» Task requirements
Repeat the listing that follows, character for character, minus the pictures.

» Provided data
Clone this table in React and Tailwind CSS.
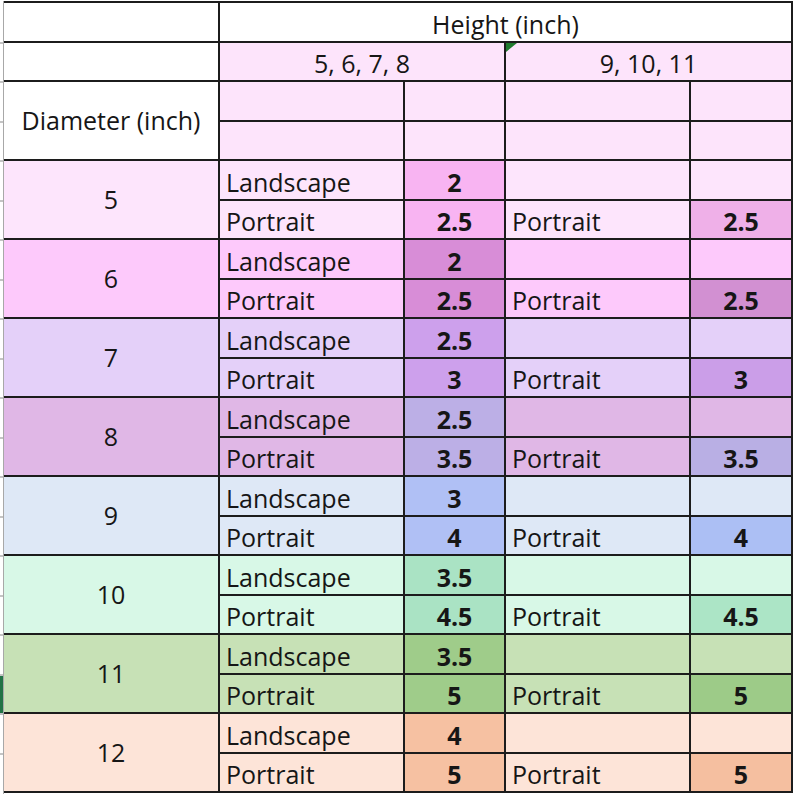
import React from 'react'

const GROUPS = [
  { d: '5', base: 'bg-[#fde5fc]', val: 'bg-[#f8b4f2]', val2: 'bg-[#efb0e8]', l: '2', p: '2.5', p2: '2.5' },
  { d: '6', base: 'bg-[#fdc9fb]', val: 'bg-[#d88dd7]', val2: 'bg-[#d290d2]', l: '2', p: '2.5', p2: '2.5' },
  { d: '7', base: 'bg-[#e4d0f9]', val: 'bg-[#cda0ec]', val2: 'bg-[#cb9ee8]', l: '2.5', p: '3', p2: '3' },
  { d: '8', base: 'bg-[#e0b7e6]', val: 'bg-[#bcafe6]', val2: 'bg-[#b9afe4]', l: '2.5', p: '3.5', p2: '3.5' },
  { d: '9', base: 'bg-[#dee8f6]', val: 'bg-[#b0c0f5]', val2: 'bg-[#acbff4]', l: '3', p: '4', p2: '4' },
  { d: '10', base: 'bg-[#d8f8e7]', val: 'bg-[#aae3c4]', val2: 'bg-[#ace5c6]', l: '3.5', p: '4.5', p2: '4.5' },
  { d: '11', base: 'bg-[#c7e1b6]', val: 'bg-[#9fcc8a]', val2: 'bg-[#9dcb88]', l: '3.5', p: '5', p2: '5' },
  { d: '12', base: 'bg-[#fde4d8]', val: 'bg-[#f6c1a2]', val2: 'bg-[#f5bfa0]', l: '4', p: '5', p2: '5' },
]

const HEAD = 'bg-[#fde4fb]'

function Label({ bg, children }) {
  return (
    <div className={`${bg} flex items-end pl-[6px] leading-[34px]`}>{children}</div>
  )
}

function Val({ bg, children }) {
  return (
    <div className={`${bg} flex items-end justify-center font-bold leading-[34px]`}>{children}</div>
  )
}

export default function App() {
  return (
    <div
      className="w-[794px] h-[794px] bg-white flex pt-[1px] overflow-hidden text-[25px] text-[#161616]"
      style={{ fontFamily: '"Open Sans", "Noto Sans", sans-serif' }}
    >
      {/* row gutter */}
      <div className="w-[3px] pt-[3px]">
        <div className="grid grid-rows-[repeat(20,37.5px)] gap-y-[2px] bg-[#c4c4c4]">
          {Array.from({ length: 20 }).map((_, i) => (
            <div key={i} className={i === 17 ? 'bg-[#217346]' : 'bg-white'} />
          ))}
        </div>
      </div>

      <div className="border-l border-[#a8a8a8]">
        <div className="grid grid-cols-[214px_183px_99px_183px_100px] grid-rows-[repeat(20,37.5px)] gap-[2px] bg-[#1c1c1c] border-2 border-l-0 border-[#1c1c1c]">
          {/* header */}
          <div className="bg-white" />
          <div className="col-span-4 bg-white flex items-end justify-center leading-[34px]">Height (inch)</div>

          <div className="bg-white" />
          <div className={`col-span-2 ${HEAD} flex items-end justify-center leading-[34px]`}>5, 6, 7, 8</div>
          <div className={`col-span-2 ${HEAD} relative flex items-end justify-center leading-[34px]`}>
            9, 10, 11
            <svg className="absolute left-0 top-0" width="11" height="9" viewBox="0 0 11 9">
              <path d="M0 0 L11 0 L0 9 Z" fill="#1f7a2e" />
            </svg>
          </div>

          <div className="row-span-2 bg-white flex items-center justify-center">Diameter (inch)</div>
          <div className={HEAD} />
          <div className={HEAD} />
          <div className={HEAD} />
          <div className={HEAD} />
          <div className={HEAD} />
          <div className={HEAD} />
          <div className={HEAD} />
          <div className={HEAD} />

          {GROUPS.map(g => (
            <React.Fragment key={g.d}>
              <div className={`row-span-2 ${g.base} flex items-center justify-center`}>{g.d}</div>
              <Label bg={g.base}>Landscape</Label>
              <Val bg={g.val}>{g.l}</Val>
              <div className={g.base} />
              <div className={g.base} />

              <Label bg={g.base}>Portrait</Label>
              <Val bg={g.val}>{g.p}</Val>
              <Label bg={g.base}>Portrait</Label>
              <Val bg={g.val2}>{g.p2}</Val>
            </React.Fragment>
          ))}
        </div>
      </div>
    </div>
  )
}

» Answer
Clone this table in React and Tailwind CSS.
import React from 'react'

const GROUPS = [
  { d: '5', base: 'bg-[#fde5fc]', val: 'bg-[#f8b4f2]', val2: 'bg-[#efb0e8]', l: '2', p: '2.5', p2: '2.5' },
  { d: '6', base: 'bg-[#fdc9fb]', val: 'bg-[#d88dd7]', val2: 'bg-[#d290d2]', l: '2', p: '2.5', p2: '2.5' },
  { d: '7', base: 'bg-[#e4d0f9]', val: 'bg-[#cda0ec]', val2: 'bg-[#cb9ee8]', l: '2.5', p: '3', p2: '3' },
  { d: '8', base: 'bg-[#e0b7e6]', val: 'bg-[#bcafe6]', val2: 'bg-[#b9afe4]', l: '2.5', p: '3.5', p2: '3.5' },
  { d: '9', base: 'bg-[#dee8f6]', val: 'bg-[#b0c0f5]', val2: 'bg-[#acbff4]', l: '3', p: '4', p2: '4' },
  { d: '10', base: 'bg-[#d8f8e7]', val: 'bg-[#aae3c4]', val2: 'bg-[#ace5c6]', l: '3.5', p: '4.5', p2: '4.5' },
  { d: '11', base: 'bg-[#c7e1b6]', val: 'bg-[#9fcc8a]', val2: 'bg-[#9dcb88]', l: '3.5', p: '5', p2: '5' },
  { d: '12', base: 'bg-[#fde4d8]', val: 'bg-[#f6c1a2]', val2: 'bg-[#f5bfa0]', l: '4', p: '5', p2: '5' },
]

const HEAD = 'bg-[#fde4fb]'

function Label({ bg, children }) {
  return (
    <div className={`${bg} flex items-end pl-[6px] leading-[34px]`}>{children}</div>
  )
}

function Val({ bg, children }) {
  return (
    <div className={`${bg} flex items-end justify-center font-bold leading-[34px]`}>{children}</div>
  )
}

export default function App() {
  return (
    <div
      className="w-[794px] h-[794px] bg-white flex pt-[1px] overflow-hidden text-[25px] text-[#161616]"
      style={{ fontFamily: '"Open Sans", "Noto Sans", sans-serif' }}
    >
      {/* row gutter */}
      <div className="w-[3px] pt-[3px]">
        <div className="grid grid-rows-[repeat(20,37.5px)] gap-y-[2px] bg-[#c4c4c4]">
          {Array.from({ length: 20 }).map((_, i) => (
            <div key={i} className={i === 17 ? 'bg-[#217346]' : 'bg-white'} />
          ))}
        </div>
      </div>

      <div className="border-l border-[#a8a8a8]">
        <div className="grid grid-cols-[214px_183px_99px_183px_100px] grid-rows-[repeat(20,37.5px)] gap-[2px] bg-[#1c1c1c] border-2 border-l-0 border-[#1c1c1c]">
          {/* header */}
          <div className="bg-white" />
          <div className="col-span-4 bg-white flex items-end justify-center leading-[34px]">Height (inch)</div>

          <div className="bg-white" />
          <div className={`col-span-2 ${HEAD} flex items-end justify-center leading-[34px]`}>5, 6, 7, 8</div>
          <div className={`col-span-2 ${HEAD} relative flex items-end justify-center leading-[34px]`}>
            9, 10, 11
            <svg className="absolute left-0 top-0" width="11" height="9" viewBox="0 0 11 9">
              <path d="M0 0 L11 0 L0 9 Z" fill="#1f7a2e" />
            </svg>
          </div>

          <div className="row-span-2 bg-white flex items-center justify-center">Diameter (inch)</div>
          <div className={HEAD} />
          <div className={HEAD} />
          <div className={HEAD} />
          <div className={HEAD} />
          <div className={HEAD} />
          <div className={HEAD} />
          <div className={HEAD} />
          <div className={HEAD} />

          {GROUPS.map(g => (
            <React.Fragment key={g.d}>
              <div className={`row-span-2 ${g.base} flex items-center justify-center`}>{g.d}</div>
              <Label bg={g.base}>Landscape</Label>
              <Val bg={g.val}>{g.l}</Val>
              <div className={g.base} />
              <div className={g.base} />

              <Label bg={g.base}>Portrait</Label>
              <Val bg={g.val}>{g.p}</Val>
              <Label bg={g.base}>Portrait</Label>
              <Val bg={g.val2}>{g.p2}</Val>
            </React.Fragment>
          ))}
        </div>
      </div>
    </div>
  )
}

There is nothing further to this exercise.